Airmen Support Refueling Missions From Above
ANDERSEN AIR FORCE BASE, Guam --
On June 27, 1923, two Army Air Service Airco DH-4B biplanes completed the first midair refueling. Afterward, aerial refueling skyrocketed as new technologies and capabilities developed.
Today, the 506th Expeditionary Aerial Refueling Squadron based here leads the aerial refueling mission in the Indo-Pacific region, the largest area of responsibility in the Defense Department.
“Nothing could happen without tanker support in this region,” said Air Force Lt. Col. Steve Olson, 506th EARS commander. “While deployed to Guam, our airmen are flying sorties supporting refueling and airlift missions like Indo-Pacific Command’s continuous bomber presence and theater security packages.”
The 506th EARS is comprised of multiple Air National Guard, Air Force Reserve and active-duty KC-135 Stratotanker units.
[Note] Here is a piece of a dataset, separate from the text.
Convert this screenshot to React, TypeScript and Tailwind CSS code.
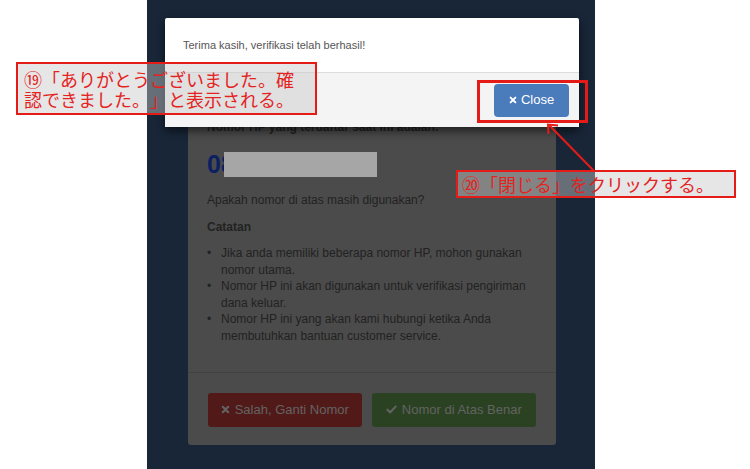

Each unit serves about a three-month rotation, providing a pivotal link in consecutive inflight refueling and airlift operations.
“I am proud to be representing the 126th Air Refueling Wing out of Scott Air Force Base, Illinois,” Olson said. “We bring constant and reliable aerial refueling, force extension, airlift capabilities and emergency medical evacuation to the table every day. We support any and every higher headquarters mission in this region.”
The tanker units bring years of experience in the U.S. Central Command area of operations to the mission here. The KC-135 units are no stranger to this mission set; the hardy aircraft was originally designed to refuel strategic bombers and now fits perfectly into the continuous bomber presence mission in the Indo-Pacific theater.
“Guard and Reserve units have a presence in multiple missions around the world. Today we are seeing a substantial increase in tasking and deployment rates of Guard and Reserve,” Olson said. “These increased requirements can be a unique challenge on drill status guardsman and reservists as they balance their military careers with their civilian employers.”
Total Force Operation
After arriving in Guam, airmen, regardless of their status, are expected to take over operations immediately. This includes flight operations, maintenance, logistics, medical support, communications and all other support operations of the 506th EARS.
This is a total force operation that works closely with the host unit, the 36th Wing, Olson said.
“Refueling the fight is one of the greatest privileges,” said Air Force Master Sgt. Nathan Moore, 506th EARS chief boom operator. “This is the best enlisted job in the Air Force, in my opinion. We play a vital role in every mission and offer our capabilities as force multipliers all over the world.”